Escribir, como pensar, no es fácil. El proceso mecánico de la escritura lo enseñan en la escuela, pero pocos aprenden realmente a escribir y muchos nunca aprenden a pensar. Escribir no es sólo dibujar grafías en un papel, o pulsar una serie de teclas de acuerdo con combinaciones predeterminadas por un código lingüístico para formar sintagmas y textos. Escribir es, principalmente, pensar. Puede hacerse de manera un tanto automática, como cuando hacemos una lista de compras o de cosas por hacer, pero aún en esos ejercicios tan profundamente mundanos se ve involucrada una buena dosis de pensamiento y reflexión.
La operación mental que resulta en la escritura tiene numerosos componentes que varían en función de lo que se escribe. Llenar un cheque, por ejemplo, implica pensar en números y no sólo letras, en la propia firma y, a veces, hasta balances financieros del tipo “si doy este cheque hoy y voy mañana a primera hora al banco a depositar, quizá no rebote”.
Cotidianamente escribimos emails, mensajes de celular, cartitas de amor, recados, memorandos, listas, recetas, tareas y mil cosas más. Todas ellas se escriben por un motivo que suele estar bastante claro, al menos para quien las escribe. Otras cosas, como esta que tienes en la mano, lector, lectora, se escriben por motivos que pueden resultar desconocidos al propio autor. ¿Por qué Capote escribió A sangre fría? ¿Por qué un escritor desconocido redacta una novela, sin saber si logrará verla publicada? ¿Cómo se escribe aquello que no va manchado por la obligación? ¿Cómo el novelista crea un universo y cómo lo va poblando? ¿Cómo el ensayista articula sus ideas y define sus opiniones? ¿De dónde, lector, lectora, vienen las ideas, los personajes, los lugares y los duelos?
Escribir por gusto responde a una de las necesidades básicas del ser humano: el placer. Pero quien escribe por placer aún debe encontrar ideas y palabras para expresarlas. Necesita inspiración.

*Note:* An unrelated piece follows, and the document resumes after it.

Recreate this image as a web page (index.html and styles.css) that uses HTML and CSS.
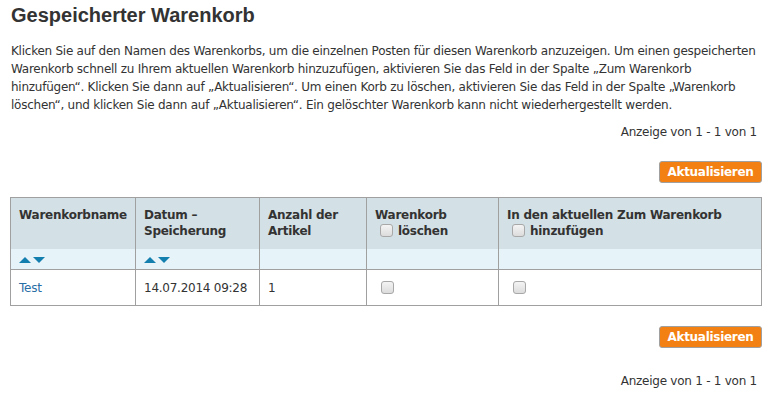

Para los antiguos griegos, la inspiración era la capacidad de un poeta o artista para entrar en una especia de trance creativo: el furor poeticus, una especie de frenesí divino durante el cual la mente del artista sería habitada por los dioses y sus ideas. Para inspirarse, pues, había que llamar a las deidades, a las musas, para pedirles que con su aliento llenaran la cabeza de quien intenta crear algo. Otra idea griega planteaba que la inspiración se debía a un desequilibrio de los cuatro humores corporales. ¿Se trata, entonces, de un don que nos es entregado por los dioses, o del producto de nuestra química cerebral?
La idea moderna de inspiración es, sin embargo, más bien un producto del siglo XVIII. En plena Ilustración, John Locke creó un modelo de la mente humana que explicaba la inspiración como el resultado una serie de ideas encadenadas una a otra de forma tal que terminan por producir una nueva idea. Esta asociación de ideas sería, pues, un proceso natural aunque con cierta dosis de azar. Según el modelo lockeano, la frecuencia y magnitud con la que estas nuevas ideas se producen depende de la calidad de la mente de cada quien, aunque con algo de práctica puede desarrollarse.
Más tarde, Freud y otros psicólogos describieron la inspiración como parte de la psique del artista y especularon que podría ser resultado de conflictos psicológicos internos que no se han resuelto, de traumas de la niñez o incluso que viene directamente del subconsciente. Esta idea anidó en el movimiento surrealista y de él surgieron técnicas como la escritura automática y los cadáveres exquisitos, entre otras.
Quizá nunca quede completamente claro qué es exactamente la inspiración; lo que sí es seguro es que no es posible controlarla ni saber cuándo llegará. A las musas hay que esperarlas pacientemente.